I
was at first expecting a by-the-numbers Korean take on such American
films as Deliverance, The Texas Chainsaw Massacre, The Hills Have Eyes,
or more recent fare such as Wolf Creek basically any movie featuring
characters (urban dwellers out of their element) who are trapped and
tortured by psychotic rural locals. And while A Bloody Aria (2006) does
employ that all too common storyline as a starting point, it won't take
viewers more than a few minutes to realize writer/director Won Shin-Yeon
has something far more interesting in mind.
The movie opens with arrogant college music professor Park taking his
hot young protégé, In-jeong, for a country ride in his
new Mercedes. Slightly drunk (and with a desire to show off his manhood),
he purposely runs a red light. This draws the attention of a grizzled
highway patrolman (played by Han Seok-Gyu, star of the late 90's blockbusters
Shiri and Tell Me Something, among others). Already director Won is
playing with our expectations. In-jeong seems to understand and welcome
Park's attention and his promises to help her in her singing career.
She plays coy, but still comes off as if she knows the score and is
willing to go along. When the cop pulls them over and Park is ridiculously
rude, we believe we know exactly what will come next: Moon-jae (the
cop) will let them go only to chase them down and let the games begin.
But no. In-jeong is truly an innocent who is repulsed when Park's advances
become more brazen, and after Moon-jae tickets Park, he lets them go
and becomes a secondary character until the final thirty minutes of
the film. Hmmmm. That's odd.
This
will be director Won's strategy throughout the whole movie: set up standard
expectations that will lull the viewer, and then reverse those expectations.
I haven't seen Won's first film, Scary Hair, but from the reviews I've
read it sounds like a rather standard story about a possessed hair piece
(if one could call that plot standard). Regardless, in A Bloody Aria,
Won masterfully manipulates the viewer's emotions and expectations,
creating a wonderful tension in nearly every scene.
After pulling off the road to a secluded river beach, Park tries to
rape In-jeong and she flees into the surrounding woods. No sooner is
she gone than, one-by-one, a group of bumpkin thugs begins to show up
for some sort of beach picnic. And, oh yeah, theyre torturing
a young male victim they have bound inside a canvas sack. Perhaps, an
experienced horror viewer will once more believe he knows
where all this is going. But no.
The real beauty of this movie is how Won twists the traditional roles
of victim and brutalizer into something different. The thugs are the
crazed locals we expect, but they are far from cardboard cutout villains.

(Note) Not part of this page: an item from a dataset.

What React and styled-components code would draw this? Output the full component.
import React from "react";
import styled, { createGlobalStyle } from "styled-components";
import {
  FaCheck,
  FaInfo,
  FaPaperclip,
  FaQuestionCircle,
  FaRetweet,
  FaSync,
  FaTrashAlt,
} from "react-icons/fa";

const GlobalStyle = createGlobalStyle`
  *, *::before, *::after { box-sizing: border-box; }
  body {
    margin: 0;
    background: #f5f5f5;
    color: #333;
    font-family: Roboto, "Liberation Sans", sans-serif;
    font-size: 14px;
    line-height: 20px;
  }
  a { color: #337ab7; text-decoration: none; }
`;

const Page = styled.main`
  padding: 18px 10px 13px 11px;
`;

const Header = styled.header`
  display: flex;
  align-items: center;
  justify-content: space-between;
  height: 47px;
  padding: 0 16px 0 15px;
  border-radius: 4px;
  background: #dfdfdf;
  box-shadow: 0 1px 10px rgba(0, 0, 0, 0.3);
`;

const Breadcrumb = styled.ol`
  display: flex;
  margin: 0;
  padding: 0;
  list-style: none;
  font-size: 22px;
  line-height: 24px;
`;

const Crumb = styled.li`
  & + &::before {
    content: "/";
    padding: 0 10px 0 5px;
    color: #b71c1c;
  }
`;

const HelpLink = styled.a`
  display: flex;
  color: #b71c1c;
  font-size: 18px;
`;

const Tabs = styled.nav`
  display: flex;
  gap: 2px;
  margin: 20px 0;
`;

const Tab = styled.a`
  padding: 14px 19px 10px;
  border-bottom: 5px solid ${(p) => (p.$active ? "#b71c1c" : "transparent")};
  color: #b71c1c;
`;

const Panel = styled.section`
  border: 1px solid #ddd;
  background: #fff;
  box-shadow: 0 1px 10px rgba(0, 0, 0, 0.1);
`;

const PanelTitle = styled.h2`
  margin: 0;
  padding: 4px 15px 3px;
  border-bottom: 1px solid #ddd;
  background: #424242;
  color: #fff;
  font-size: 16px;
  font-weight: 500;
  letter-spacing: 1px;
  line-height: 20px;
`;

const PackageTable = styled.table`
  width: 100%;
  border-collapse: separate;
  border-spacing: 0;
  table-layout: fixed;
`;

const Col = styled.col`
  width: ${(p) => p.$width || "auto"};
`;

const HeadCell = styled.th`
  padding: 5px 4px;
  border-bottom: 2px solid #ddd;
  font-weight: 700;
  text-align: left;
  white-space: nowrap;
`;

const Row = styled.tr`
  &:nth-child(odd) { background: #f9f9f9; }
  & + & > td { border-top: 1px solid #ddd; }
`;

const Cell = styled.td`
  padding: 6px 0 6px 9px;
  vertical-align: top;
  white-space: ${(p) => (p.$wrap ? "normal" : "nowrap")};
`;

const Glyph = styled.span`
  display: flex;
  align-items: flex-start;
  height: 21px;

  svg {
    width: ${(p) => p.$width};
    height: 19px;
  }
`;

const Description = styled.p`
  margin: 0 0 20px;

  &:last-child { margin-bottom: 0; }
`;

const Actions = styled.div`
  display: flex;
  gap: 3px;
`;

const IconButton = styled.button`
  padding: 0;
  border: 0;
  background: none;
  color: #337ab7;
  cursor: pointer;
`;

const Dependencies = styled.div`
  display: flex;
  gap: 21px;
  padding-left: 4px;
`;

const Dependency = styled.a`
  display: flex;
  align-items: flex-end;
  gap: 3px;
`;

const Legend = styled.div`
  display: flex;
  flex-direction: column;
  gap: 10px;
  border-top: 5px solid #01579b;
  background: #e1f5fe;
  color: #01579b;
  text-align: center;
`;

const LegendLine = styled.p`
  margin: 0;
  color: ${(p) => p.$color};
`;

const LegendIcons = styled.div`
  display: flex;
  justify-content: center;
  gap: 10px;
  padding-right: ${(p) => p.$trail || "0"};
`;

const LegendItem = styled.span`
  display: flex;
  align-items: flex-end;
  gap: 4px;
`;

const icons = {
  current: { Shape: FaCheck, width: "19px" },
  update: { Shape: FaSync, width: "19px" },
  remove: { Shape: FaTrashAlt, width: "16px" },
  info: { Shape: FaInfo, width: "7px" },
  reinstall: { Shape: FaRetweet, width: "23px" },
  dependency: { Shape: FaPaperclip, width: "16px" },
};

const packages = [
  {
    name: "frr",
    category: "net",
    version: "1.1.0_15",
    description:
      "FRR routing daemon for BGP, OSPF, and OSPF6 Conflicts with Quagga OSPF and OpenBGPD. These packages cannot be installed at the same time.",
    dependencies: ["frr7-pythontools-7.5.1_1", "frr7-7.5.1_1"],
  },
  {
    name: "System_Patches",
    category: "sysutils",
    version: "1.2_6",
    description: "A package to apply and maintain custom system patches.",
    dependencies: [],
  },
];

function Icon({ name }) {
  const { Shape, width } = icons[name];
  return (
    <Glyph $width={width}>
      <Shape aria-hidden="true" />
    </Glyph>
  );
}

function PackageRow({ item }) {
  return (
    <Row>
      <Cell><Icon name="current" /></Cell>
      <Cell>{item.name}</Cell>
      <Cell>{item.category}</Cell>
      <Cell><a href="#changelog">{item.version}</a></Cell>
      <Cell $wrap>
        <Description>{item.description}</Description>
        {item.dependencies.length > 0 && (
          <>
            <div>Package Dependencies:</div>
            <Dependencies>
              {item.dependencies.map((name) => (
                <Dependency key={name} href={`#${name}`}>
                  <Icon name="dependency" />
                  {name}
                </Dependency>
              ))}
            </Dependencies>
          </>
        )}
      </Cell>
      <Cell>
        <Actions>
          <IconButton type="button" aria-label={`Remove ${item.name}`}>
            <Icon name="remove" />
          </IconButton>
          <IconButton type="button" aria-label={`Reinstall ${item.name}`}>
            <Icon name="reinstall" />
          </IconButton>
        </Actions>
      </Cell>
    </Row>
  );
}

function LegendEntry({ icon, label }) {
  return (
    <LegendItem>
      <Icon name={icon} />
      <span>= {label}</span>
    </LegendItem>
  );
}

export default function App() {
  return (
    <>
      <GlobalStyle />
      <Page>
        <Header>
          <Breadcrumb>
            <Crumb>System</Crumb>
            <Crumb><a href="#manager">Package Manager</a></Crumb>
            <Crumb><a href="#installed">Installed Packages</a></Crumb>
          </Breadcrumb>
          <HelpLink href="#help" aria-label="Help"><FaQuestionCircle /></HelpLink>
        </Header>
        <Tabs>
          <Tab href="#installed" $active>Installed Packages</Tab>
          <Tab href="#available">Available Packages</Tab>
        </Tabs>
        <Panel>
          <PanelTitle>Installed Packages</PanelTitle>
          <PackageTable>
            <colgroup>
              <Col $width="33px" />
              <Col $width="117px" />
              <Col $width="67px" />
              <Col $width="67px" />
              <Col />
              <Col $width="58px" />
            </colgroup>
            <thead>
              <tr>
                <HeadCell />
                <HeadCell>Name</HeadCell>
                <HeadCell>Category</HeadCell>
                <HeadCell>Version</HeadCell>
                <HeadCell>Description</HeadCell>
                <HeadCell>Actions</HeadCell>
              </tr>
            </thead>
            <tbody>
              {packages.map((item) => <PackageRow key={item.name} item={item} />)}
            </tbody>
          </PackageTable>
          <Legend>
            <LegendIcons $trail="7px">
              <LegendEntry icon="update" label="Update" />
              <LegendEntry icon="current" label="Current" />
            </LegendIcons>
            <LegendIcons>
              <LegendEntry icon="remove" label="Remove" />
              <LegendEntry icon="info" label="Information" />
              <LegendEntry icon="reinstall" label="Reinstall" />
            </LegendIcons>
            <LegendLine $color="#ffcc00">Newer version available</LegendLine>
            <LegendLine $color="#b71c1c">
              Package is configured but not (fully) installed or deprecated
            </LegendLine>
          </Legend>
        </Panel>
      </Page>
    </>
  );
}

Their leader, Bong-yeong (played by Lee Mun-Sik, who has the best role
in the movie) at first seems gentle and even simple-minded, but his
capacity to become a raging psychopath doesn't stay hidden long. He
stumbles upon In-jeong lost in the woods (after she bolted from the
professors sexual advances), promises her a ride to a train station,
and takes her directly back to the beach site from which she has just
escaped. Meanwhile, Professor Park has been hiding in his car while
the other thugs continue to beat and torture the young man from the
sack (they claim he got them kicked out of school). This young man character
in any other film would be a throwaway, a cipher whose only reason to
exist would be to up the body count and show how vicious Bong-yeong's
gang can be. But this character in A Bloody Aria will prove to be a
key player by the film's end; in fact, his relationship to one of the
other characters turns out to be the pin on which the entire plot pivots.

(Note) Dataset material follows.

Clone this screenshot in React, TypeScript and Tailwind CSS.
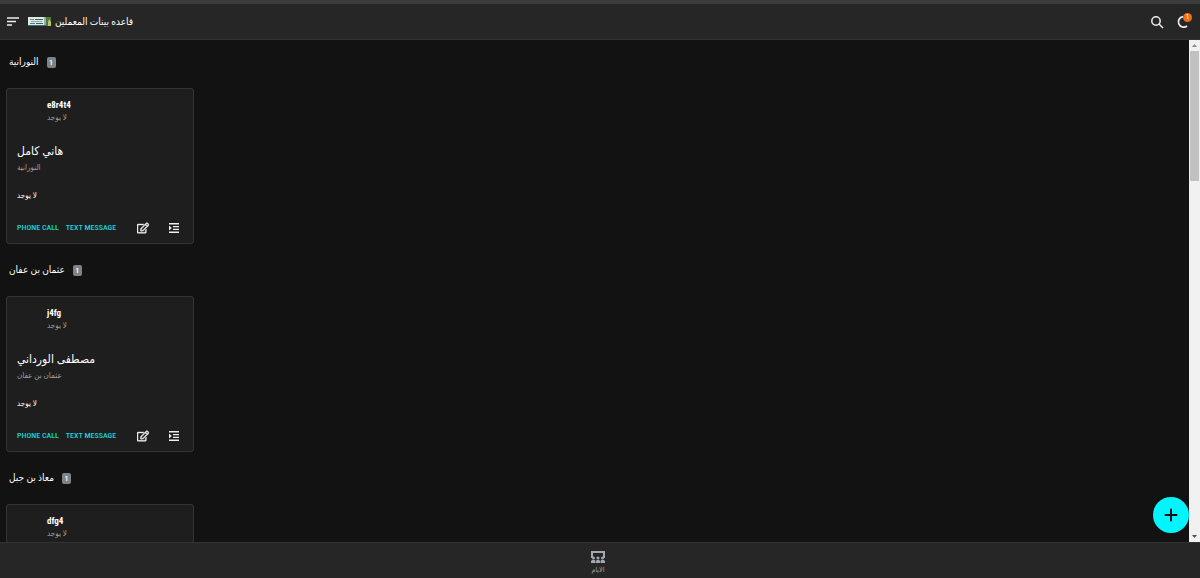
import { FaRegEdit } from 'react-icons/fa';

interface Teacher {
  code: string;
  status: string;
  name: string;
  note: string;
}

interface Group {
  title: string;
  teachers: Teacher[];
}

const groups: Group[] = [
  {
    title: 'النورانية',
    teachers: [{ code: 'e8r4t4', status: 'لا يوجد', name: 'هاني كامل', note: 'لا يوجد' }],
  },
  {
    title: 'عثمان بن عفان',
    teachers: [{ code: 'j4fg', status: 'لا يوجد', name: 'مصطفى الورداني', note: 'لا يوجد' }],
  },
  {
    title: 'معاذ بن جبل',
    teachers: [{ code: 'dfg4', status: 'لا يوجد', name: '', note: '' }],
  },
];

function Logo() {
  return (
    <svg viewBox="0 0 23 9" className="w-[23px] h-[9px]" aria-hidden="true">
      <rect width="23" height="9" fill="#dfe9e4" />
      <rect x="2" y="2" width="4" height="1" fill="#6f8f92" />
      <rect x="7" y="2" width="8" height="1" fill="#3f6064" />
      <rect x="3" y="4" width="11" height="1" fill="#8fa9aa" />
      <rect x="2" y="6" width="5" height="1" fill="#567a80" />
      <rect x="8" y="6" width="7" height="1" fill="#3f6064" />
      <rect y="8" width="18" height="1" fill="#2f6d80" />
      <rect x="16" width="3" height="8" fill="#8fb0b4" />
      <rect x="18" width="5" height="9" fill="#54763a" />
      <path d="M20 9V5l1-3 2 3v4z" fill="#b9c66b" />
    </svg>
  );
}

function DaysIcon() {
  return (
    <svg viewBox="0 0 14 12" className="w-[14px] h-3" fill="#a3a8ac" aria-hidden="true">
      <path d="M0 0h14v7h-2V2H2v5H0z" />
      <circle cx="2.500" cy="7" r="1.500" />
      <circle cx="7" cy="7" r="1.500" />
      <circle cx="11.500" cy="7" r="1.500" />
      <path d="M0 12v-1.500q0-1.500 1.500-1.500h2q1 0 1 1.500V12zM5 12v-1.500Q5 9 6 9h2q1 0 1 1.500V12zM9.500 12v-1.500q0-1.500 1-1.500h2q1.500 0 1.500 1.500V12z" />
    </svg>
  );
}

function IndentIcon() {
  return (
    <svg viewBox="0 0 10 10" className="w-[10px] h-[10px]" fill="#eee" aria-hidden="true">
      <path d="M0 0h10v1.400H0zM4 2.900h6v1.400H4zM4 5.700h6v1.400H4zM0 8.600h10V10H0zM0 2.400L2.800 5 0 7.600z" />
    </svg>
  );
}

function TeacherCard({ teacher, group }: { teacher: Teacher; group: string }) {
  return (
    <article className="w-[188px] h-[156px] shrink-0 flex flex-col rounded-[3px] border border-[#333] bg-[#1e1e1e] px-[10px]">
      <div className="h-12 pt-[10px] pl-[30px]">
        <p className="text-[9px] leading-3 font-bold text-white">{teacher.code}</p>
        <p className="text-[8px] leading-[14px] text-[#a0a0a0]">{teacher.status}</p>
      </div>
      <h3 className="h-4 mt-[6px] text-[12px] leading-4 font-medium text-white">{teacher.name}</h3>
      <p className="mt-[2px] text-[8px] leading-[14px] text-[#a0a0a0]">{group}</p>
      <p className="h-[14px] mt-[14px] text-[8px] leading-[14px] text-white">{teacher.note}</p>
      <div className="mt-[17px] flex items-center h-4">
        <button className="text-[8px] leading-3 font-medium text-[#1ad5d8] whitespace-nowrap">PHONE CALL</button>
        <button className="ml-[7px] text-[8px] leading-3 font-medium text-[#1ad5d8] whitespace-nowrap">TEXT MESSAGE</button>
        <button aria-label="Edit" className="ml-auto text-[#eee]">
          <FaRegEdit size={12} stroke="currentColor" strokeWidth={20} />
        </button>
        <button aria-label="Details" className="ml-5 mr-1">
          <IndentIcon />
        </button>
      </div>
    </article>
  );
}

function Scrollbar() {
  return (
    <div className="w-[11px] shrink-0 flex flex-col items-center bg-[#f1f1f1]" aria-hidden="true">
      <svg viewBox="0 0 11 11" className="w-[11px] h-[11px]">
        <path d="M3 7l2.500-3L8 7z" fill="#8a8a8a" />
      </svg>
      <div className="w-[9px] h-[130px] bg-[#c1c1c1]" />
      <svg viewBox="0 0 11 11" className="w-[11px] h-[11px] mt-auto">
        <path d="M3 4l2.500 3L8 4z" fill="#505050" />
      </svg>
    </div>
  );
}

export default function App() {
  return (
    <div className="h-screen flex flex-col overflow-hidden bg-[#121212] text-white font-['Roboto_Condensed','Liberation_Sans_Narrow','DejaVu_Sans_Condensed','DejaVu_Sans',sans-serif]">
      {/* Header */}
      <header className="h-10 shrink-0 flex items-center border-t-4 border-t-[#3c3c3c] border-b border-b-[#333] bg-[#262626] pl-[7px] pr-[10px]">
        <button aria-label="Menu">
          <svg viewBox="0 0 12 9" className="w-3 h-[9px]" stroke="#eee" strokeWidth="1.500" aria-hidden="true">
            <path d="M0 1h12M0 4.500h9M0 8h5" />
          </svg>
        </button>
        <div className="ml-[9px] flex items-center gap-1">
          <Logo />
          <h1 className="text-[10px] leading-4 font-medium text-white">قاعده بينات المعملين</h1>
        </div>
        <div className="ml-auto flex items-center gap-3">
          <button aria-label="Search">
            <svg viewBox="0 0 14 14" className="w-[14px] h-[14px]" fill="none" stroke="#eee" strokeWidth="1.500" aria-hidden="true">
              <circle cx="6" cy="6" r="4.200" />
              <path d="M9 9l4 4" />
            </svg>
          </button>
          <button aria-label="Sync" className="relative">
            <svg viewBox="0 0 14 14" className="w-[14px] h-[14px]" fill="none" stroke="#eee" strokeWidth="1.700" aria-hidden="true">
              <path d="M7 1.600A5.300 5.300 0 1 0 11 11" />
            </svg>
            <span className="absolute -top-[2px] -right-[2px] w-[9px] h-[9px] rounded-full bg-[#f0700f] text-[7px] leading-[9px] text-center text-white">
              1
            </span>
          </button>
        </div>
      </header>

      {/* Groups */}
      <div className="relative flex flex-1 min-h-0">
        <main className="flex-1 min-w-0 overflow-y-auto [scrollbar-width:none] pt-1 pl-[6px]">
          {groups.map((group) => (
            <section key={group.title} className="mb-2">
              <div className="h-9 mb-2 pl-[3px] flex items-center gap-2">
                <h2 className="text-[10px] leading-4 font-medium text-white">{group.title}</h2>
                <span className="w-[9px] h-[11px] rounded-[2px] bg-[#808386] text-[8px] leading-[11px] font-medium text-center text-white">
                  {group.teachers.length}
                </span>
              </div>
              <div className="flex gap-2">
                {group.teachers.map((teacher) => (
                  <TeacherCard key={teacher.code} teacher={teacher} group={group.title} />
                ))}
              </div>
            </section>
          ))}
        </main>
        <Scrollbar />
        <button
          aria-label="Add"
          className="absolute right-[11px] bottom-[9px] w-9 h-9 flex items-center justify-center rounded-full bg-[#00f6ff]"
        >
          <svg viewBox="0 0 14 14" className="w-[14px] h-[14px]" stroke="#101010" strokeWidth="2" strokeLinecap="round" aria-hidden="true">
            <path d="M7 1.500v11M1.500 7h11" />
          </svg>
        </button>
      </div>

      {/* Bottom navigation */}
      <nav className="h-9 shrink-0 flex justify-center border-t border-[#333] bg-[#262626] pr-1">
        <button className="flex flex-col items-center pt-2">
          <DaysIcon />
          <span className="mt-[2px] text-[7px] leading-[10px] text-[#a3a8ac]">الايام</span>
        </button>
      </nav>
    </div>
  );
}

Actually, not one of the villains turns out to be exactly whom we thought
he would be. Throughout the course of the movie, it becomes clear that
even they are victims of one stripe or another, and this is what I loved
most about A Bloody Aria. Won gets quite a bit of mileage out of subtle
social criticism revolving around the military. Moon-jae, Bong-yeon,
and Bong-yeong's brother are all former gangbangers AND veterans, and
have been plenty scarred by their experiences.

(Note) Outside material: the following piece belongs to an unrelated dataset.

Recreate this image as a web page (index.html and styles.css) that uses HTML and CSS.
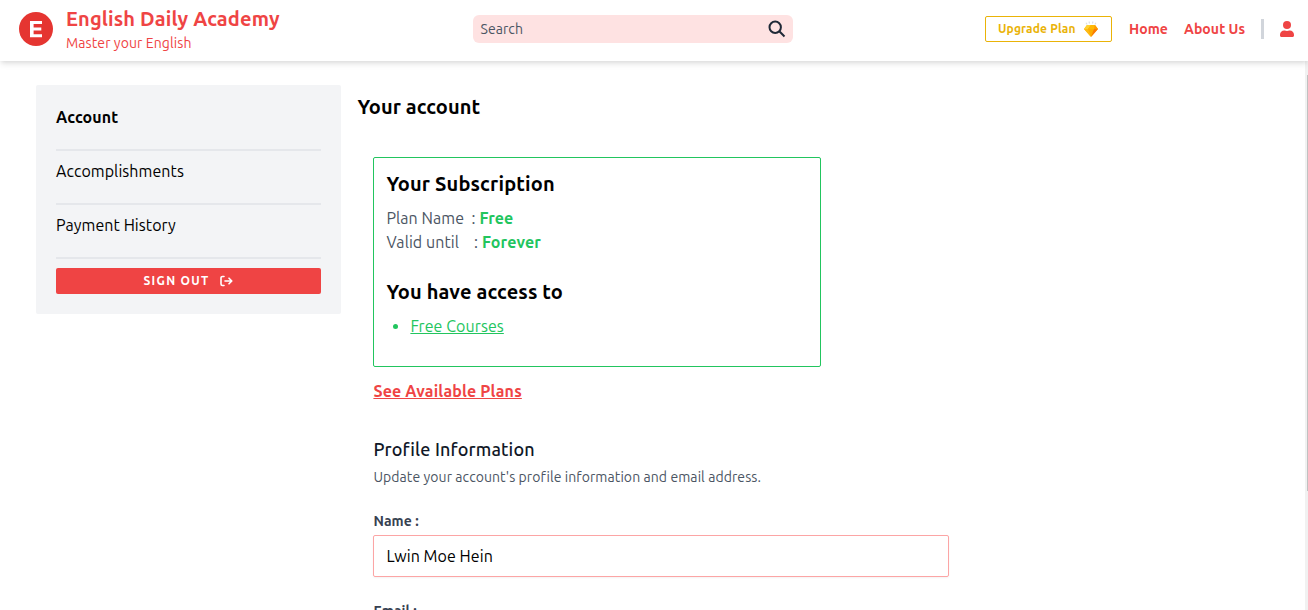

Bong-yeong's brother, Oh-geun, has been rendered nearly deaf (his struggles
with his hearing aids become a minor plot point) and tends to live like
an animal. He is filthy, dressed mostly in rags, and is obviously mentally
ill. He hunts predatory birds by covering mice in rat poison and then
simply waits for the poisoned birds to drop dead from the sky. Bong-yeong
is himself a walking time bomb. As mentioned, he can at times seem timid
and simple-minded, but when crossed, he turns out to be a clever manipulator
and a sadistic opponent. Moon-jae the cop? Well, I can't say too much
about him without spoiling some of the best surprises of the movie,
so I'll pass.
The only two characters who remain psychologically and behavioristically
static are Professor Park and student In-jeong. Park is every bit the
arrogant coward we believe him to be at first sight, and though it appeared
in the beginning that In-jeong might be more "experienced"
than she seems, she is simply the sexy female victim, which means there
is no improbable hero in this movie neither she nor Park suddenly
find courage and/or righteous strength within themselves and
that alone helps the story to remain fresh and tense
and realistic.
Won also has an obvious penchant for black humor and uses it as another
weapon to keep viewers off-balance. In one example, Bong-yeong demands
that the Professor and the tortured man from the sack fight each other
for pure amusement. Out of nowhere the young man goes ballistic and
delivers a nasty beating to not only Park but Bong-yeong and the entire
gang as well. Park sneaks away, but then Bong-yeong and his gang wake
to find themselves buried to the waist in sand as the young man is pouring
gasoline on them. I know. It doesn't really sound funny on the page,
but trust me. The way Won handles the young man's explosion of rage
and the incredulous fear it strikes into the gang of thugs is quite
funny. I think. But then thats the beauty of the film.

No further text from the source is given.